Running a 5K: Basics for Beginners, with Jake Gyllenhaal
What to Wear:
Always a beacon of fashion, Jake shows off classic "beginner style" 5k wear:
1. A cooling haircut, ideal for men. (Ponytails are recommended for the fairer sex.)
2. Seen mostly on walkers in the back, Jake breaks tradition by charging up front in the light-colored race-day t-shirt that comes in all registration packs. Designed by local artists, this brightly-colored abstract work of art will be thrown into the back of your dresser after the race and never worn again. Your race number is best displayed at bellybutton-level and can be attached with anywhere from 2 or 4 safety pins...it's up to you!
3. Running shoes and ankle socks. No knee-highs here; it's all about showing off your man-legs.
Career 5k-ers will likely invest in a get-up more like that of the gentleman to the right of Jake (marked *). In other circumstances, his indecently short shorts and sweat-wicking tank would get some scandalized stares. On race day, they are the proud badges of someone who knows what they're doing.
Who You're Running With:
1 and 2. The "Blatant Stalker" Guys.
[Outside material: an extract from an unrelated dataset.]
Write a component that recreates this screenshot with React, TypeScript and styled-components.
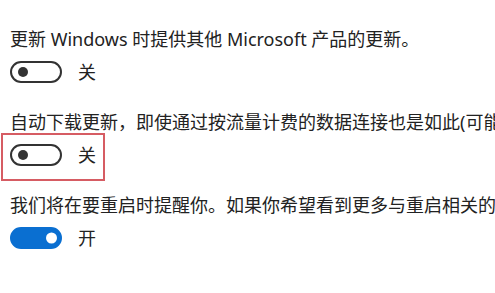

Usually ogling girls in sports bras, these particular stalkers are distracted by the movie star in their midst.
3. The "Run Around Before the Race" Guy. By the time you drag yourself to the course at whatever godforsaken early hour of the morning, this guy has been running the track for hours. He will finish before you and continue to run until everyone else has crossed the finish line. He makes sure you know he's more in shape than you are and that for him, running is fun!
4. The "I Love the '90's" Guy. This guy loves his hypercolored shirts and patterned shorts. He even wears high-tops...and he will fly past your sorry ass while you're laughing at what he's wearing. Turns out those are his lucky clothes that he's worn to every 5k since 1991. They haven't failed him, yet!
5. The "Local Celebrity" Guy. In Memphis, this guy is Action News 5 anchor, Joe Birch. In Chilmark, apparently it's Jake Gyllenhaal.
6. Your Grandpa. He will beat your time by at least 20 minutes.
8. The "I'm Hot When I'm Shirtless" Guy. For this guy, the race is an opportunity to show off his tight abs and run around half-nekked. One smoldering look into the camera and he's ready for the ladies. Race? What race?
9. The "Clueless" Guy. While everyone else is gearing up to run, he's idly standing around looking at his own hand.
10. The "Fearless Female." The one woman who dares to work her way to the front of the line with all the manly men. She will not finish first, but dammit, she will finish before the local celebrity.
Hey, showing up well-dressed and knowing who you're up again is half the battle! The actual running part is more of a sidenote. We're not sure what training regimen Jake sticks to, but judging by his time (19:38, holy shit!) we'd say he's slightly better at this running thing than PG.